Yeah, it is pretty tricky, because the code combines ResourceGroupCriteria together with JPA queries. I am working on rewriting the original JPA subquery to what Larry suggests. (not sure if it's doable, since I did not get to valid query yet and JPA may not support CASE statements inside SUM statements.
branch: master link: https://github.com/rhq-project/rhq/commit/5cc77db6b time: 2015-07-09 14:34:39 +0200 commit: 5cc77db6b8ec6873a95d596d04376f4dccf08b32 author: Libor Zoubek - lzoubek message: Bug 1240854 - Group inventory pages (compatible, mixed, all) fail to display groups due to UI timeouts Replace subqueries by JOINs. Due to JPA limitation of subqueries (One cannot write select x from (select y from z)). One query has been replaced with 2 (or 3) queries which we have to join in memory. This should not be a perf issue, since we're joining composite instance sets (max count of such set equals to total resource group count in DB). A case when 2 (or 3) subsequent queries could return sets of different sizes (due to underlying group deletion/addition) is handled as well. branch: master link: https://github.com/rhq-project/rhq/commit/0f6a0f949 time: 2015-07-13 16:17:30 +0200 commit: 0f6a0f9498139d0baa49f4cd830204a1b80138b8 author: Libor Zoubek - lzoubek message: Bug 1240854 - Group inventory pages (compatible, mixed, all) fail to display Fix counting total resource count (only count COMMITTED resources)
Just mentioning that I reviewed Libor's solution and I could not find any further optimizations.

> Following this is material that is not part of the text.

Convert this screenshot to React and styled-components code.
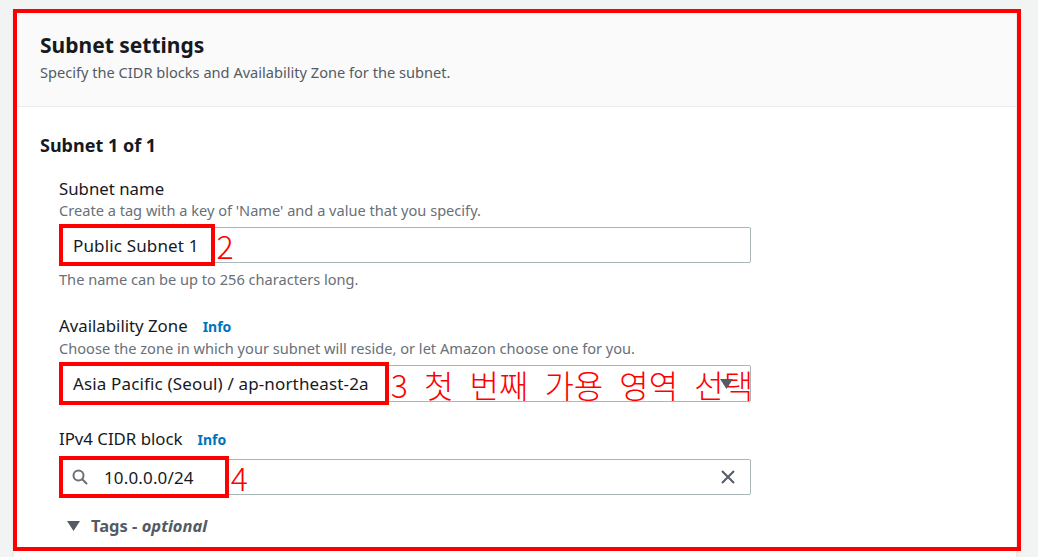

There was an issue with paging. Result pageList did not have totalSize and pageControl set, thatswhy totalSize was equal to number of items inside the list - which was based on pageSize from input criteria. branch: master link: https://github.com/rhq-project/rhq/commit/abfcbdbdc time: 2015-07-31 19:28:39 +0200 commit: abfcbdbdcc0122cfef82a78aea213a5c696195c5 author: Libor Zoubek - lzoubek message: Bug 1240854 - Group inventory pages (compatible, mixed, all) fail to display PageList which contains in memory joined results *must* contain paging info taken from one of original pagelists
postgres tests passed on jenkins, although oracle env has some issues, so these tests were skipped. I manuallly tested postgres & oracle anyway. branch: master link: https://github.com/rhq-project/rhq/commit/03d638722 time: 2015-08-27 12:32:31 +0200 commit: 03d63872248b6eb07173cdb02f2a546bbb02ab9f author: Libor Zoubek - lzoubek message: Bug 1240854 - Group inventory pages (compatible, mixed, all) fail to display groups due to UI timeouts Fix generated GROUP BY clauses. On oracle it is not enough to use group by resourcegroup, but it need also the field name (so it has to look like 'resourcegroup.id'). Added various tests for findResourceGroupCompositesByCriteria
One more attempt to make the queries faster. branch: master link: https://github.com/rhq-project/rhq/commit/62f0e6bf2 time: 2015-09-15 14:48:35 +0200 commit: 62f0e6bf27f0ee6aeb09a1581795ba15c80f20c1 author: Libor Zoubek - lzoubek message: Bug 1240854 - Group inventory pages (compatible, mixed, all) fail to display Re-write to make queries even faster. We select only groups based on initial criteria, then we select composites (implicit/explicit) but only by group ids from first query. This should be faster, because database has to order results only once - when selecting plain groups. Expensive join/composite queries can be unordered.
Larry, I was not aware we're using JPA 1.0 in 3.1.2 and even EntityManager.createQuery(String, Class) was something introduced in version 2. Fixed by bellow commit branch: master link: https://github.com/rhq-project/rhq/commit/fb177ff5b time: 2015-09-17 10:53:24 +0200 commit: fb177ff5b354af14fc05d13b165c5df953070cf0 author: Libor Zoubek - lzoubek message: Bug 1240854 - Group inventory pages (compatible, mixed, all) fail to … …display Use non-generic (JPA 1.0 compatible) way to create queries
branch: master link: https://github.com/rhq-project/rhq/commit/6e881b44f time: 2015-09-22 10:49:14 +0200 commit: 6e881b44f77beacaa83a1b9154c7439d417fec15 author: Libor Zoubek - lzoubek message: Bug 1240854 - Group inventory pages (compatible, mixed, all) fail to display groups due to UI timeouts Load group facets to the right ResouceGroupComposite instances
This fix was released in server hotfix-10 for JBoss ON 3.1.2.